[start of Exercise materials]

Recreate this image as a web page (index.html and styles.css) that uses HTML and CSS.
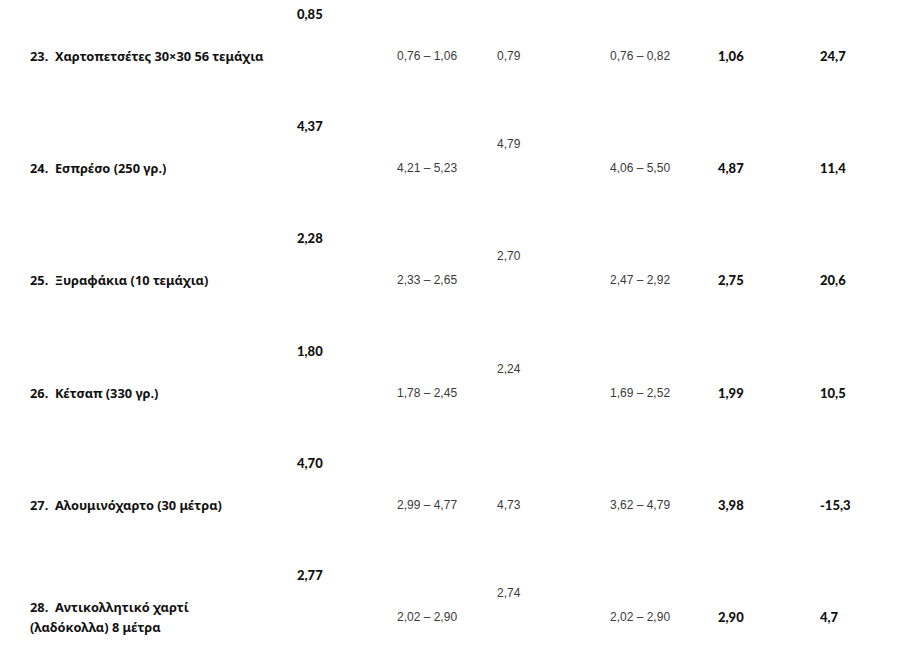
FILE: index.html
```html
<!DOCTYPE html>
<html lang="el">
<head>
<meta charset="utf-8">
<link rel="stylesheet" href="styles.css">
</head>
<body>
<div class="table">
  <div class="row">
    <div class="label">23.&nbsp; Χαρτοπετσέτες 30×30 56 τεμάχια</div>
    <div class="prev">0,85</div>
    <div class="num">0,76 – 1,06</div>
    <div class="num">0,79</div>
    <div class="num">0,76 – 0,82</div>
    <div class="bold">1,06</div>
    <div class="bold">24,7</div>
  </div>
  <div class="row">
    <div class="label">24.&nbsp; Εσπρέσο (250 γρ.)</div>
    <div class="prev">4,37</div>
    <div class="num">4,21 – 5,23</div>
    <div class="num raised">4,79</div>
    <div class="num">4,06 – 5,50</div>
    <div class="bold">4,87</div>
    <div class="bold">11,4</div>
  </div>
  <div class="row">
    <div class="label">25.&nbsp; Ξυραφάκια (10 τεμάχια)</div>
    <div class="prev">2,28</div>
    <div class="num">2,33 – 2,65</div>
    <div class="num raised">2,70</div>
    <div class="num">2,47 – 2,92</div>
    <div class="bold">2,75</div>
    <div class="bold">20,6</div>
  </div>
  <div class="row">
    <div class="label">26.&nbsp; Κέτσαπ (330 γρ.)</div>
    <div class="prev">1,80</div>
    <div class="num">1,78 – 2,45</div>
    <div class="num raised">2,24</div>
    <div class="num">1,69 – 2,52</div>
    <div class="bold">1,99</div>
    <div class="bold">10,5</div>
  </div>
  <div class="row">
    <div class="label">27.&nbsp; Αλουμινόχαρτο (30 μέτρα)</div>
    <div class="prev">4,70</div>
    <div class="num">2,99 – 4,77</div>
    <div class="num">4,73</div>
    <div class="num">3,62 – 4,79</div>
    <div class="bold">3,98</div>
    <div class="bold">-15,3</div>
  </div>
  <div class="row">
    <div class="label">28.&nbsp; Αντικολλητικό χαρτί<br>(λαδόκολλα) 8 μέτρα</div>
    <div class="prev">2,77</div>
    <div class="num">2,02 – 2,90</div>
    <div class="num raised">2,74</div>
    <div class="num">2,02 – 2,90</div>
    <div class="bold">2,90</div>
    <div class="bold">4,7</div>
  </div>
</div>
</body>
</html>
```
FILE: styles.css
```css
html, body {
  margin: 0;
  padding: 0;
  background: #ffffff;
}
body {
  font-family: Lato, "Noto Sans", sans-serif;
  font-size: 13px;
  color: #333333;
}
.table {
  padding-left: 30px;
}
.row {
  display: grid;
  grid-template-columns: 267px 100px 100px 113px 108px 102px 1fr;
  height: 112.2px;
  align-items: center;
}
.label {
  font-family: "Noto Sans", Lato, sans-serif;
  font-weight: 700;
  color: #111111;
  line-height: 20px;
  font-size: 12.8px;
}
.prev {
  align-self: start;
  padding-top: 4px;
  font-weight: 900;
  color: #111111;
  line-height: 20px;
}
.num {
  font-family: "Liberation Sans", Arial, sans-serif;
  line-height: 20px;
  font-size: 12px;
  color: #3a3a3a;
}
.num.raised {
  padding-bottom: 48px;
}
.bold {
  font-weight: 900;
  color: #111111;
  line-height: 20px;
}
```
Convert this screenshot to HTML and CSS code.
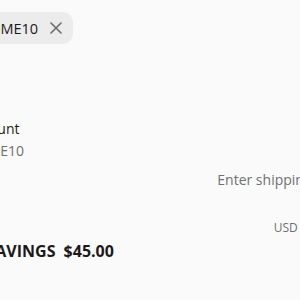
FILE: index.html
```html
<!DOCTYPE html>
<html lang="en">
<head>
<meta charset="utf-8">
<title>Order summary</title>
<link rel="stylesheet" href="styles.css">
</head>
<body>
<div class="summary">
  <div class="chips">
    <span class="chip">
      <svg class="tag" width="14" height="14" viewBox="0 0 14 14"><path d="M1.5 1.5h5l6 6-5 5-6-6z" fill="none" stroke="#6b6b6b" stroke-width="1.3" stroke-linejoin="round"/><circle cx="4.5" cy="4.5" r="1" fill="#6b6b6b"/></svg>
      <span class="chip-code">WELCOME10</span>
      <button class="chip-remove" aria-label="Remove discount">
        <svg width="12" height="12" viewBox="0 0 12 12"><path d="M1 1 L11 11 M11 1 L1 11" stroke="#6b6b6b" stroke-width="1.6" stroke-linecap="round" fill="none"/></svg>
      </button>
    </span>
  </div>
  <div class="lines">
    <div class="row">
      <div class="label">Subtotal</div>
      <div class="value">$450.00</div>
    </div>
    <div class="row">
      <div class="label">
        <div>Order discount</div>
        <div class="muted code"><svg class="tag" width="14" height="14" viewBox="0 0 14 14"><path d="M1.5 1.5h5l6 6-5 5-6-6z" fill="none" stroke="#707070" stroke-width="1.3" stroke-linejoin="round"/><circle cx="4.5" cy="4.5" r="1" fill="#707070"/></svg>WELCOME10</div>
      </div>
      <div class="value">−$45.00</div>
    </div>
    <div class="row shipping">
      <div class="label">Shipping</div>
      <div class="value muted">Enter shipping address</div>
    </div>
    <div class="row total">
      <div class="label">Total</div>
      <div class="value"><span class="currency">USD</span><span class="amount">$405.00</span></div>
    </div>
    <div class="savings">TOTAL SAVINGS <span>$45.00</span></div>
  </div>
</div>
</body>
</html>
```
FILE: styles.css
```css
html, body {
  margin: 0;
  padding: 0;
  background: #fafafa;
}
body {
  font-family: "Open Sans", "Noto Sans", sans-serif;
  font-size: 14px;
  color: #1a1a1a;
  overflow: hidden;
  width: 300px;
  height: 300px;
}
.summary {
  margin-left: -79px;
  width: 446px;
  padding-top: 12px;
}
.chips {
  display: flex;
}
.chip {
  display: inline-flex;
  align-items: center;
  height: 32px;
  padding: 0 11px 0 10px;
  background: #ececec;
  border-radius: 10px;
  font-size: 14.5px;
}
.chip .tag { margin-right: 6px; }
.chip-remove {
  border: 0;
  background: none;
  padding: 0;
  margin-left: 12px;
  display: flex;
}
.lines {
  display: flex;
  flex-direction: column;
  padding-top: 44px;
}
.row {
  display: flex;
  justify-content: space-between;
  line-height: 22px;
}
.row + .row { margin-top: 8px; }
.muted { color: #707070; }
.code {
  display: flex;
  align-items: center;
  gap: 5px;
}
.row.shipping { margin-top: 7px; }
.row.total {
  margin-top: 24px;
  height: 22px;
  align-items: baseline;
}
.total .label { font-weight: 700; font-size: 17px; }
.currency { font-size: 12px; color: #707070; margin-right: 6px; }
.amount { font-size: 17px; font-weight: 700; }
.savings {
  margin-top: 3px;
  font-size: 16px;
  line-height: 22px;
  font-weight: 700;
  padding-left: 10px;
}
.savings span { margin-left: 4px; }
```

[end of Exercise materials]

**What is expected**
Exact duplication of all the records is required; pictures are omitted from the copy.

**Response below**
Recreate this image as a web page (index.html and styles.css) that uses HTML and CSS.
FILE: index.html
```html
<!DOCTYPE html>
<html lang="el">
<head>
<meta charset="utf-8">
<link rel="stylesheet" href="styles.css">
</head>
<body>
<div class="table">
  <div class="row">
    <div class="label">23.&nbsp; Χαρτοπετσέτες 30×30 56 τεμάχια</div>
    <div class="prev">0,85</div>
    <div class="num">0,76 – 1,06</div>
    <div class="num">0,79</div>
    <div class="num">0,76 – 0,82</div>
    <div class="bold">1,06</div>
    <div class="bold">24,7</div>
  </div>
  <div class="row">
    <div class="label">24.&nbsp; Εσπρέσο (250 γρ.)</div>
    <div class="prev">4,37</div>
    <div class="num">4,21 – 5,23</div>
    <div class="num raised">4,79</div>
    <div class="num">4,06 – 5,50</div>
    <div class="bold">4,87</div>
    <div class="bold">11,4</div>
  </div>
  <div class="row">
    <div class="label">25.&nbsp; Ξυραφάκια (10 τεμάχια)</div>
    <div class="prev">2,28</div>
    <div class="num">2,33 – 2,65</div>
    <div class="num raised">2,70</div>
    <div class="num">2,47 – 2,92</div>
    <div class="bold">2,75</div>
    <div class="bold">20,6</div>
  </div>
  <div class="row">
    <div class="label">26.&nbsp; Κέτσαπ (330 γρ.)</div>
    <div class="prev">1,80</div>
    <div class="num">1,78 – 2,45</div>
    <div class="num raised">2,24</div>
    <div class="num">1,69 – 2,52</div>
    <div class="bold">1,99</div>
    <div class="bold">10,5</div>
  </div>
  <div class="row">
    <div class="label">27.&nbsp; Αλουμινόχαρτο (30 μέτρα)</div>
    <div class="prev">4,70</div>
    <div class="num">2,99 – 4,77</div>
    <div class="num">4,73</div>
    <div class="num">3,62 – 4,79</div>
    <div class="bold">3,98</div>
    <div class="bold">-15,3</div>
  </div>
  <div class="row">
    <div class="label">28.&nbsp; Αντικολλητικό χαρτί<br>(λαδόκολλα) 8 μέτρα</div>
    <div class="prev">2,77</div>
    <div class="num">2,02 – 2,90</div>
    <div class="num raised">2,74</div>
    <div class="num">2,02 – 2,90</div>
    <div class="bold">2,90</div>
    <div class="bold">4,7</div>
  </div>
</div>
</body>
</html>
```
FILE: styles.css
```css
html, body {
  margin: 0;
  padding: 0;
  background: #ffffff;
}
body {
  font-family: Lato, "Noto Sans", sans-serif;
  font-size: 13px;
  color: #333333;
}
.table {
  padding-left: 30px;
}
.row {
  display: grid;
  grid-template-columns: 267px 100px 100px 113px 108px 102px 1fr;
  height: 112.2px;
  align-items: center;
}
.label {
  font-family: "Noto Sans", Lato, sans-serif;
  font-weight: 700;
  color: #111111;
  line-height: 20px;
  font-size: 12.8px;
}
.prev {
  align-self: start;
  padding-top: 4px;
  font-weight: 900;
  color: #111111;
  line-height: 20px;
}
.num {
  font-family: "Liberation Sans", Arial, sans-serif;
  line-height: 20px;
  font-size: 12px;
  color: #3a3a3a;
}
.num.raised {
  padding-bottom: 48px;
}
.bold {
  font-weight: 900;
  color: #111111;
  line-height: 20px;
}
```
Convert this screenshot to HTML and CSS code.
FILE: index.html
```html
<!DOCTYPE html>
<html lang="en">
<head>
<meta charset="utf-8">
<title>Order summary</title>
<link rel="stylesheet" href="styles.css">
</head>
<body>
<div class="summary">
  <div class="chips">
    <span class="chip">
      <svg class="tag" width="14" height="14" viewBox="0 0 14 14"><path d="M1.5 1.5h5l6 6-5 5-6-6z" fill="none" stroke="#6b6b6b" stroke-width="1.3" stroke-linejoin="round"/><circle cx="4.5" cy="4.5" r="1" fill="#6b6b6b"/></svg>
      <span class="chip-code">WELCOME10</span>
      <button class="chip-remove" aria-label="Remove discount">
        <svg width="12" height="12" viewBox="0 0 12 12"><path d="M1 1 L11 11 M11 1 L1 11" stroke="#6b6b6b" stroke-width="1.6" stroke-linecap="round" fill="none"/></svg>
      </button>
    </span>
  </div>
  <div class="lines">
    <div class="row">
      <div class="label">Subtotal</div>
      <div class="value">$450.00</div>
    </div>
    <div class="row">
      <div class="label">
        <div>Order discount</div>
        <div class="muted code"><svg class="tag" width="14" height="14" viewBox="0 0 14 14"><path d="M1.5 1.5h5l6 6-5 5-6-6z" fill="none" stroke="#707070" stroke-width="1.3" stroke-linejoin="round"/><circle cx="4.5" cy="4.5" r="1" fill="#707070"/></svg>WELCOME10</div>
      </div>
      <div class="value">−$45.00</div>
    </div>
    <div class="row shipping">
      <div class="label">Shipping</div>
      <div class="value muted">Enter shipping address</div>
    </div>
    <div class="row total">
      <div class="label">Total</div>
      <div class="value"><span class="currency">USD</span><span class="amount">$405.00</span></div>
    </div>
    <div class="savings">TOTAL SAVINGS <span>$45.00</span></div>
  </div>
</div>
</body>
</html>
```
FILE: styles.css
```css
html, body {
  margin: 0;
  padding: 0;
  background: #fafafa;
}
body {
  font-family: "Open Sans", "Noto Sans", sans-serif;
  font-size: 14px;
  color: #1a1a1a;
  overflow: hidden;
  width: 300px;
  height: 300px;
}
.summary {
  margin-left: -79px;
  width: 446px;
  padding-top: 12px;
}
.chips {
  display: flex;
}
.chip {
  display: inline-flex;
  align-items: center;
  height: 32px;
  padding: 0 11px 0 10px;
  background: #ececec;
  border-radius: 10px;
  font-size: 14.5px;
}
.chip .tag { margin-right: 6px; }
.chip-remove {
  border: 0;
  background: none;
  padding: 0;
  margin-left: 12px;
  display: flex;
}
.lines {
  display: flex;
  flex-direction: column;
  padding-top: 44px;
}
.row {
  display: flex;
  justify-content: space-between;
  line-height: 22px;
}
.row + .row { margin-top: 8px; }
.muted { color: #707070; }
.code {
  display: flex;
  align-items: center;
  gap: 5px;
}
.row.shipping { margin-top: 7px; }
.row.total {
  margin-top: 24px;
  height: 22px;
  align-items: baseline;
}
.total .label { font-weight: 700; font-size: 17px; }
.currency { font-size: 12px; color: #707070; margin-right: 6px; }
.amount { font-size: 17px; font-weight: 700; }
.savings {
  margin-top: 3px;
  font-size: 16px;
  line-height: 22px;
  font-weight: 700;
  padding-left: 10px;
}
.savings span { margin-left: 4px; }
```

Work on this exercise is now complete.